EXERCISE OBJECTIVE —
Write out the material again word for word, dropping any images it holds.

---

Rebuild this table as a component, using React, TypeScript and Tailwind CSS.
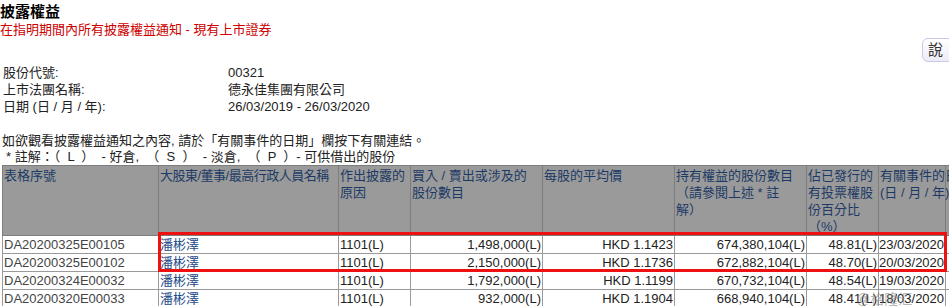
const rows = [
  ["DA20200325E00105", "潘彬澤", "1101(L)", "1,498,000(L)", "HKD 1.1423", "674,380,104(L)", "48.81(L)", "23/03/2020"],
  ["DA20200325E00102", "潘彬澤", "1101(L)", "2,150,000(L)", "HKD 1.1736", "672,882,104(L)", "48.70(L)", "20/03/2020"],
  ["DA20200324E00032", "潘彬澤", "1101(L)", "1,792,000(L)", "HKD 1.1199", "670,732,104(L)", "48.54(L)", "19/03/2020"],
  ["DA20200320E00033", "潘彬澤", "1101(L)", "932,000(L)", "HKD 1.1904", "668,940,104(L)", "48.41(L)", "18/03/2020"],
];

const widths = ["w-[156px]", "w-[180px]", "w-[72px]", "w-[132px]", "w-[132px]", "w-[132px]", "w-[72px]", "w-[67px]", "w-[120px]"];

const Info = ({ label, value }) => (
  <div className="flex h-[17px] leading-[17px]">
    <span className="w-[228px] pl-[3px]">{label}</span>
    <span>{value}</span>
  </div>
);

const Th = ({ children, className = "" }) => (
  <th className={`border border-[#7d7d7d] bg-[#9a9a9a] px-[1px] pt-[1px] text-left align-top font-normal text-[#1d3a66] ${className}`}>
    {children}
  </th>
);

export default function App() {
  return (
    <div
      className="relative h-[306px] w-[949px] overflow-hidden bg-white text-[13px] text-[#222]"
      style={{ fontFamily: '"Liberation Sans", "Noto Sans CJK TC", sans-serif' }}
    >
      <div className="pt-[3px] text-[15px] font-bold leading-[18px] text-black">披露權益</div>
      <div className="h-[17px] leading-[17px] text-[#cc0000]">在指明期間內所有披露權益通知 - 現有上市證券</div>

      <div className="flex h-[26px] justify-end">
        <button className="-mr-[14px] h-[24px] w-[41px] rounded-md border border-[#c9c9ea] bg-gradient-to-b from-white to-[#ececf6] pr-[14px] text-[15px] text-[#333]">
          說
        </button>
      </div>

      <Info label="股份代號:" value="00321" />
      <Info label="上市法團名稱:" value="德永佳集團有限公司" />
      <Info label="日期 (日 / 月 / 年):" value="26/03/2019 - 26/03/2020" />

      <div className="mt-[17px] h-[17px] pl-[2px] leading-[17px]">
        如欲觀看披露權益通知之內容, 請於「有關事件的日期」欄按下有關連結。
      </div>
      <div className="h-[16px] whitespace-pre pl-[6px] leading-[16px]">
        {"* 註解：（  L  ）  - 好倉,  （  S  ）  - 淡倉,  （  P  ）- 可供借出的股份"}
      </div>

      <div className="relative ml-[2px]">
        <table className="w-[1063px] table-fixed border-collapse leading-[17px]">
          <colgroup>
            {widths.map((w, i) => (
              <col key={i} className={w} />
            ))}
          </colgroup>
          <thead>
            <tr className="h-[69px]">
              <Th>表格序號</Th>
              <Th className="whitespace-nowrap tracking-[-0.5px]">大股東/董事/最高行政人員名稱</Th>
              <Th>作出披露的<br />原因</Th>
              <Th>買入 / 賣出或涉及的<br />股份數目</Th>
              <Th>每股的平均價</Th>
              <Th>持有權益的股份數目<br />（請參閱上述 * 註<br />解）</Th>
              <Th>佔已發行的<br />有投票權股<br />份百分比<br />（%）</Th>
              <Th className="whitespace-nowrap">有關事件的日期<br />(日 / 月 / 年)</Th>
              <Th></Th>
            </tr>
          </thead>
          <tbody>
            {rows.map((r) => (
              <tr key={r[0]} className="h-[18px]">
                <td className="border border-[#9a9a9a] px-[1px] text-[#444]">{r[0]}</td>
                <td className="border border-[#9a9a9a] px-[1px] text-[#1f4c88]">{r[1]}</td>
                <td className="border border-[#9a9a9a] px-[1px]">{r[2]}</td>
                <td className="border border-[#9a9a9a] px-[1px] text-right">{r[3]}</td>
                <td className="border border-[#9a9a9a] px-[1px] text-right">{r[4]}</td>
                <td className="border border-[#9a9a9a] px-[1px] text-right">{r[5]}</td>
                <td className="border border-[#9a9a9a] px-[1px] text-right">{r[6]}</td>
                <td className="whitespace-nowrap border border-[#9a9a9a] px-0">{r[7]}</td>
                <td className="border border-[#9a9a9a]"></td>
              </tr>
            ))}
          </tbody>
        </table>
        <div className="pointer-events-none absolute left-[156px] top-[67px] h-[40px] w-[789px] border-[3px] border-[#ee1111]" />
      </div>

      <div className="pointer-events-none absolute left-[856px] top-[289px] text-[14px] text-[#888] opacity-60">@格隆汇</div>
    </div>
  );
}
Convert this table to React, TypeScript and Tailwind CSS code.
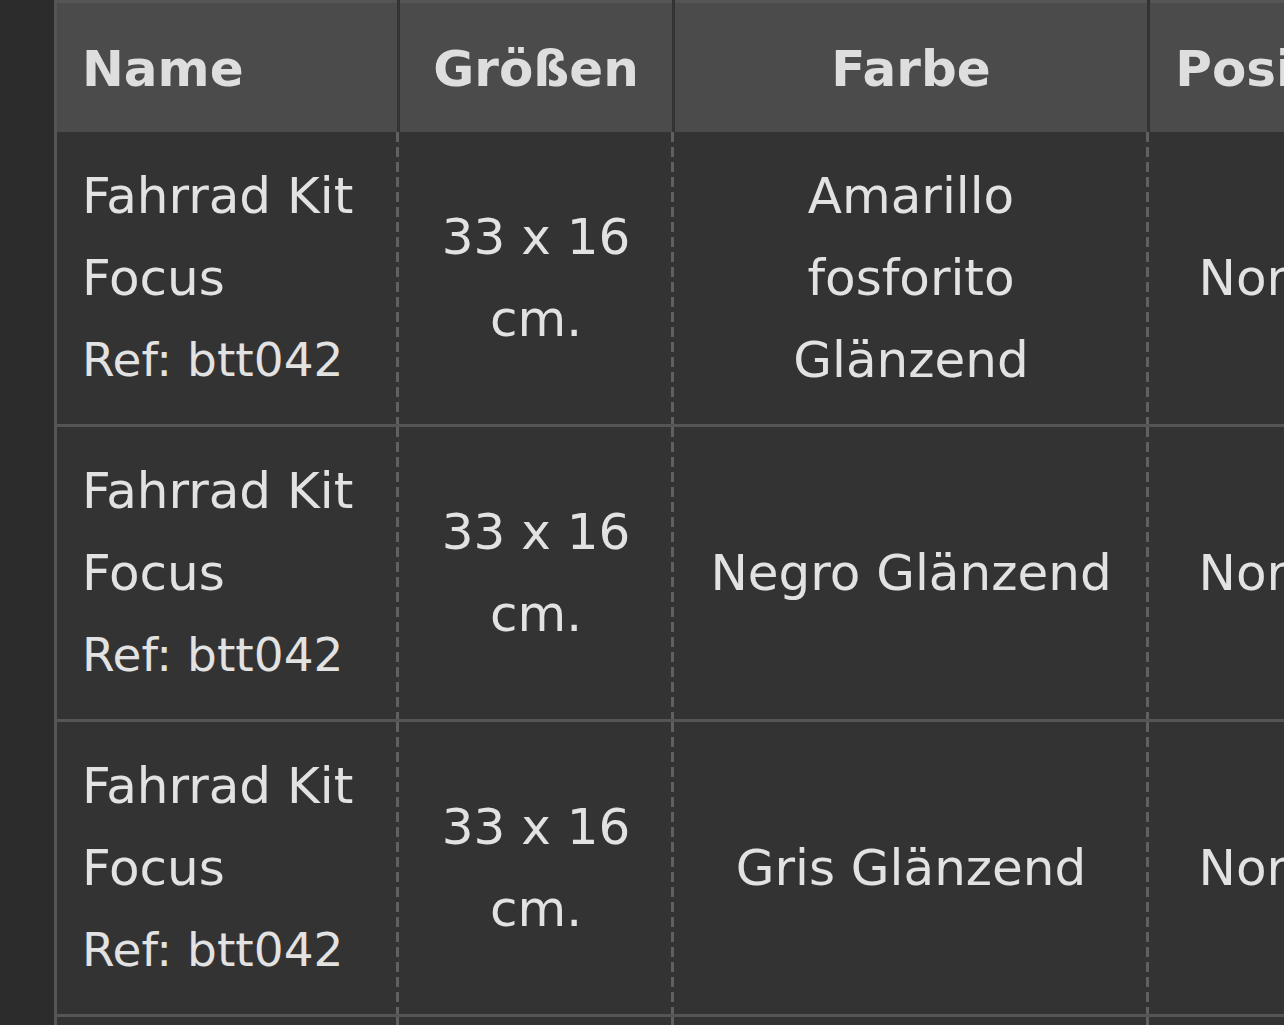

---

OUTPUT —
Rebuild this table as a component, using React, TypeScript and Tailwind CSS.
const rows = [
  ["DA20200325E00105", "潘彬澤", "1101(L)", "1,498,000(L)", "HKD 1.1423", "674,380,104(L)", "48.81(L)", "23/03/2020"],
  ["DA20200325E00102", "潘彬澤", "1101(L)", "2,150,000(L)", "HKD 1.1736", "672,882,104(L)", "48.70(L)", "20/03/2020"],
  ["DA20200324E00032", "潘彬澤", "1101(L)", "1,792,000(L)", "HKD 1.1199", "670,732,104(L)", "48.54(L)", "19/03/2020"],
  ["DA20200320E00033", "潘彬澤", "1101(L)", "932,000(L)", "HKD 1.1904", "668,940,104(L)", "48.41(L)", "18/03/2020"],
];

const widths = ["w-[156px]", "w-[180px]", "w-[72px]", "w-[132px]", "w-[132px]", "w-[132px]", "w-[72px]", "w-[67px]", "w-[120px]"];

const Info = ({ label, value }) => (
  <div className="flex h-[17px] leading-[17px]">
    <span className="w-[228px] pl-[3px]">{label}</span>
    <span>{value}</span>
  </div>
);

const Th = ({ children, className = "" }) => (
  <th className={`border border-[#7d7d7d] bg-[#9a9a9a] px-[1px] pt-[1px] text-left align-top font-normal text-[#1d3a66] ${className}`}>
    {children}
  </th>
);

export default function App() {
  return (
    <div
      className="relative h-[306px] w-[949px] overflow-hidden bg-white text-[13px] text-[#222]"
      style={{ fontFamily: '"Liberation Sans", "Noto Sans CJK TC", sans-serif' }}
    >
      <div className="pt-[3px] text-[15px] font-bold leading-[18px] text-black">披露權益</div>
      <div className="h-[17px] leading-[17px] text-[#cc0000]">在指明期間內所有披露權益通知 - 現有上市證券</div>

      <div className="flex h-[26px] justify-end">
        <button className="-mr-[14px] h-[24px] w-[41px] rounded-md border border-[#c9c9ea] bg-gradient-to-b from-white to-[#ececf6] pr-[14px] text-[15px] text-[#333]">
          說
        </button>
      </div>

      <Info label="股份代號:" value="00321" />
      <Info label="上市法團名稱:" value="德永佳集團有限公司" />
      <Info label="日期 (日 / 月 / 年):" value="26/03/2019 - 26/03/2020" />

      <div className="mt-[17px] h-[17px] pl-[2px] leading-[17px]">
        如欲觀看披露權益通知之內容, 請於「有關事件的日期」欄按下有關連結。
      </div>
      <div className="h-[16px] whitespace-pre pl-[6px] leading-[16px]">
        {"* 註解：（  L  ）  - 好倉,  （  S  ）  - 淡倉,  （  P  ）- 可供借出的股份"}
      </div>

      <div className="relative ml-[2px]">
        <table className="w-[1063px] table-fixed border-collapse leading-[17px]">
          <colgroup>
            {widths.map((w, i) => (
              <col key={i} className={w} />
            ))}
          </colgroup>
          <thead>
            <tr className="h-[69px]">
              <Th>表格序號</Th>
              <Th className="whitespace-nowrap tracking-[-0.5px]">大股東/董事/最高行政人員名稱</Th>
              <Th>作出披露的<br />原因</Th>
              <Th>買入 / 賣出或涉及的<br />股份數目</Th>
              <Th>每股的平均價</Th>
              <Th>持有權益的股份數目<br />（請參閱上述 * 註<br />解）</Th>
              <Th>佔已發行的<br />有投票權股<br />份百分比<br />（%）</Th>
              <Th className="whitespace-nowrap">有關事件的日期<br />(日 / 月 / 年)</Th>
              <Th></Th>
            </tr>
          </thead>
          <tbody>
            {rows.map((r) => (
              <tr key={r[0]} className="h-[18px]">
                <td className="border border-[#9a9a9a] px-[1px] text-[#444]">{r[0]}</td>
                <td className="border border-[#9a9a9a] px-[1px] text-[#1f4c88]">{r[1]}</td>
                <td className="border border-[#9a9a9a] px-[1px]">{r[2]}</td>
                <td className="border border-[#9a9a9a] px-[1px] text-right">{r[3]}</td>
                <td className="border border-[#9a9a9a] px-[1px] text-right">{r[4]}</td>
                <td className="border border-[#9a9a9a] px-[1px] text-right">{r[5]}</td>
                <td className="border border-[#9a9a9a] px-[1px] text-right">{r[6]}</td>
                <td className="whitespace-nowrap border border-[#9a9a9a] px-0">{r[7]}</td>
                <td className="border border-[#9a9a9a]"></td>
              </tr>
            ))}
          </tbody>
        </table>
        <div className="pointer-events-none absolute left-[156px] top-[67px] h-[40px] w-[789px] border-[3px] border-[#ee1111]" />
      </div>

      <div className="pointer-events-none absolute left-[856px] top-[289px] text-[14px] text-[#888] opacity-60">@格隆汇</div>
    </div>
  );
}
Convert this table to React, TypeScript and Tailwind CSS code.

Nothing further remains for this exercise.